---------- RECORDED DATA ----------

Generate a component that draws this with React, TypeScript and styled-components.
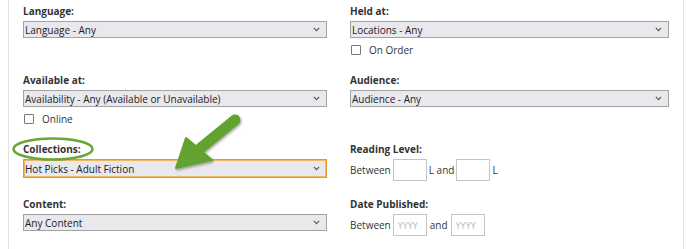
import React, { FC } from 'react'
import styled, { createGlobalStyle } from 'styled-components'

const GlobalStyle = createGlobalStyle`
    body {
        margin: 0;
        background: #ffffff;
        font-family: "Open Sans", "Noto Sans", sans-serif;
        color: #333333;
    }
`

const Page = styled.div`
    position: relative;
    width: 691px;
    height: 249px;
    overflow: hidden;
    background: #ffffff;
`

const Panel = styled.div`
    margin-left: 8px;
    width: 676px;
    height: 249px;
    border-left: 1px solid #e2e2e2;
    border-right: 1px solid #e2e2e2;
    box-sizing: border-box;
    padding: 5px 0 0 14px;
`

const Grid = styled.div`
    display: grid;
    grid-template-columns: 304px 319px;
    column-gap: 23px;
    row-gap: 17px;
`

const Field = styled.div`
    display: flex;
    flex-direction: column;
`

const Label = styled.div`
    font-size: 10px;
    font-weight: 700;
    line-height: 12px;
    color: #333333;
    margin-bottom: 4px;
`

const Select = styled.div<{ $focused?: boolean }>`
    display: flex;
    align-items: center;
    justify-content: space-between;
    height: ${p => (p.$focused ? '19px' : '17px')};
    box-sizing: border-box;
    padding: 0 6px 0 1px;
    background: #e9e8ed;
    border: 1px solid ${p => (p.$focused ? '#e39a2d' : '#a3a3a3')};
    box-shadow: ${p => (p.$focused ? 'inset 0 0 0 1px #f1b860' : 'none')};
    font-size: 10px;
    color: #222222;
`

const CheckRow = styled.label`
    display: flex;
    align-items: center;
    gap: 8px;
    height: 14px;
    margin-top: 5px;
    padding-left: 1px;
    font-size: 10px;
    color: #333333;
`

const Box = styled.span`
    width: 8px;
    height: 8px;
    border: 1px solid #777777;
    border-radius: 1px;
    background: #ffffff;
`

const RangeRow = styled.div`
    display: flex;
    align-items: center;
    gap: 2px;
    font-size: 10px;
    color: #333333;
`

const TextBox = styled.input`
    width: 34px;
    height: 22px;
    box-sizing: border-box;
    border: 1px solid #c4c4c4;
    padding: 0 4px;
    margin: 0;
    font-family: inherit;
    font-size: 9px;
    color: #333333;
    background: #ffffff;
    &::placeholder {
        color: #b8b8b8;
    }
`

const Spaced = styled.span`
    padding: 0 1px;
`

const Overlay = styled.svg`
    position: absolute;
    left: 0;
    top: 0;
    pointer-events: none;
`

const Chevron: FC = () => (
    <svg width="7" height="5" viewBox="0 0 7 5">
        <path d="M0.8 0.8 L3.5 3.6 L6.2 0.8" fill="none" stroke="#555" strokeWidth="1.1" />
    </svg>
)

const Dropdown: FC<{ value: string; focused?: boolean }> = ({ value, focused }) => (
    <Select $focused={focused}>
        <span>{value}</span>
        <Chevron />
    </Select>
)

const Check: FC<{ text: string }> = ({ text }) => (
    <CheckRow>
        <Box />
        {text}
    </CheckRow>
)

const App: FC = () => {
    return (
        <Page>
            <GlobalStyle />
            <Panel>
                <Grid>
                    <Field>
                        <Label>Language:</Label>
                        <Dropdown value="Language - Any" />
                    </Field>
                    <Field>
                        <Label>Held at:</Label>
                        <Dropdown value="Locations - Any" />
                        <Check text="On Order" />
                    </Field>
                    <Field>
                        <Label>Available at:</Label>
                        <Dropdown value="Availability - Any (Available or Unavailable)" />
                        <Check text="Online" />
                    </Field>
                    <Field>
                        <Label>Audience:</Label>
                        <Dropdown value="Audience - Any" />
                    </Field>
                    <Field>
                        <Label>Collections:</Label>
                        <Dropdown value="Hot Picks - Adult Fiction" focused />
                    </Field>
                    <Field>
                        <Label>Reading Level:</Label>
                        <RangeRow>
                            Between <TextBox /> L and <TextBox /> L
                        </RangeRow>
                    </Field>
                    <Field>
                        <Label>Content:</Label>
                        <Dropdown value="Any Content" />
                    </Field>
                    <Field>
                        <Label>Date Published:</Label>
                        <RangeRow>
                            Between
                            <TextBox placeholder="YYYY" />
                            <Spaced>and</Spaced>
                            <TextBox placeholder="YYYY" />
                        </RangeRow>
                    </Field>
                </Grid>
            </Panel>
            <Overlay width="691" height="249" viewBox="0 0 691 249">
                <defs>
                    <filter id="sh" x="-20%" y="-20%" width="140%" height="140%">
                        <feDropShadow dx="1" dy="1.5" stdDeviation="1.2" floodColor="#000" floodOpacity="0.35" />
                    </filter>
                </defs>
                <ellipse cx="53" cy="149" rx="39.5" ry="10.5" fill="none" stroke="#6aa536" strokeWidth="2.6" />
                <g filter="url(#sh)">
                    <line x1="235" y1="120" x2="197" y2="151" stroke="#62a22f" strokeWidth="11" strokeLinecap="round" />
                    <polygon points="186,138 212,160 176,168" fill="#62a22f" stroke="#62a22f" strokeWidth="2" strokeLinejoin="round" />
                </g>
            </Overlay>
        </Page>
    )
}

export default App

----------

SHORT TASK: Set down the material above as is, without any pictures.

EXERCISE SOLUTION:
Generate a component that draws this with React, TypeScript and styled-components.
import React, { FC } from 'react'
import styled, { createGlobalStyle } from 'styled-components'

const GlobalStyle = createGlobalStyle`
    body {
        margin: 0;
        background: #ffffff;
        font-family: "Open Sans", "Noto Sans", sans-serif;
        color: #333333;
    }
`

const Page = styled.div`
    position: relative;
    width: 691px;
    height: 249px;
    overflow: hidden;
    background: #ffffff;
`

const Panel = styled.div`
    margin-left: 8px;
    width: 676px;
    height: 249px;
    border-left: 1px solid #e2e2e2;
    border-right: 1px solid #e2e2e2;
    box-sizing: border-box;
    padding: 5px 0 0 14px;
`

const Grid = styled.div`
    display: grid;
    grid-template-columns: 304px 319px;
    column-gap: 23px;
    row-gap: 17px;
`

const Field = styled.div`
    display: flex;
    flex-direction: column;
`

const Label = styled.div`
    font-size: 10px;
    font-weight: 700;
    line-height: 12px;
    color: #333333;
    margin-bottom: 4px;
`

const Select = styled.div<{ $focused?: boolean }>`
    display: flex;
    align-items: center;
    justify-content: space-between;
    height: ${p => (p.$focused ? '19px' : '17px')};
    box-sizing: border-box;
    padding: 0 6px 0 1px;
    background: #e9e8ed;
    border: 1px solid ${p => (p.$focused ? '#e39a2d' : '#a3a3a3')};
    box-shadow: ${p => (p.$focused ? 'inset 0 0 0 1px #f1b860' : 'none')};
    font-size: 10px;
    color: #222222;
`

const CheckRow = styled.label`
    display: flex;
    align-items: center;
    gap: 8px;
    height: 14px;
    margin-top: 5px;
    padding-left: 1px;
    font-size: 10px;
    color: #333333;
`

const Box = styled.span`
    width: 8px;
    height: 8px;
    border: 1px solid #777777;
    border-radius: 1px;
    background: #ffffff;
`

const RangeRow = styled.div`
    display: flex;
    align-items: center;
    gap: 2px;
    font-size: 10px;
    color: #333333;
`

const TextBox = styled.input`
    width: 34px;
    height: 22px;
    box-sizing: border-box;
    border: 1px solid #c4c4c4;
    padding: 0 4px;
    margin: 0;
    font-family: inherit;
    font-size: 9px;
    color: #333333;
    background: #ffffff;
    &::placeholder {
        color: #b8b8b8;
    }
`

const Spaced = styled.span`
    padding: 0 1px;
`

const Overlay = styled.svg`
    position: absolute;
    left: 0;
    top: 0;
    pointer-events: none;
`

const Chevron: FC = () => (
    <svg width="7" height="5" viewBox="0 0 7 5">
        <path d="M0.8 0.8 L3.5 3.6 L6.2 0.8" fill="none" stroke="#555" strokeWidth="1.1" />
    </svg>
)

const Dropdown: FC<{ value: string; focused?: boolean }> = ({ value, focused }) => (
    <Select $focused={focused}>
        <span>{value}</span>
        <Chevron />
    </Select>
)

const Check: FC<{ text: string }> = ({ text }) => (
    <CheckRow>
        <Box />
        {text}
    </CheckRow>
)

const App: FC = () => {
    return (
        <Page>
            <GlobalStyle />
            <Panel>
                <Grid>
                    <Field>
                        <Label>Language:</Label>
                        <Dropdown value="Language - Any" />
                    </Field>
                    <Field>
                        <Label>Held at:</Label>
                        <Dropdown value="Locations - Any" />
                        <Check text="On Order" />
                    </Field>
                    <Field>
                        <Label>Available at:</Label>
                        <Dropdown value="Availability - Any (Available or Unavailable)" />
                        <Check text="Online" />
                    </Field>
                    <Field>
                        <Label>Audience:</Label>
                        <Dropdown value="Audience - Any" />
                    </Field>
                    <Field>
                        <Label>Collections:</Label>
                        <Dropdown value="Hot Picks - Adult Fiction" focused />
                    </Field>
                    <Field>
                        <Label>Reading Level:</Label>
                        <RangeRow>
                            Between <TextBox /> L and <TextBox /> L
                        </RangeRow>
                    </Field>
                    <Field>
                        <Label>Content:</Label>
                        <Dropdown value="Any Content" />
                    </Field>
                    <Field>
                        <Label>Date Published:</Label>
                        <RangeRow>
                            Between
                            <TextBox placeholder="YYYY" />
                            <Spaced>and</Spaced>
                            <TextBox placeholder="YYYY" />
                        </RangeRow>
                    </Field>
                </Grid>
            </Panel>
            <Overlay width="691" height="249" viewBox="0 0 691 249">
                <defs>
                    <filter id="sh" x="-20%" y="-20%" width="140%" height="140%">
                        <feDropShadow dx="1" dy="1.5" stdDeviation="1.2" floodColor="#000" floodOpacity="0.35" />
                    </filter>
                </defs>
                <ellipse cx="53" cy="149" rx="39.5" ry="10.5" fill="none" stroke="#6aa536" strokeWidth="2.6" />
                <g filter="url(#sh)">
                    <line x1="235" y1="120" x2="197" y2="151" stroke="#62a22f" strokeWidth="11" strokeLinecap="round" />
                    <polygon points="186,138 212,160 176,168" fill="#62a22f" stroke="#62a22f" strokeWidth="2" strokeLinejoin="round" />
                </g>
            </Overlay>
        </Page>
    )
}

export default App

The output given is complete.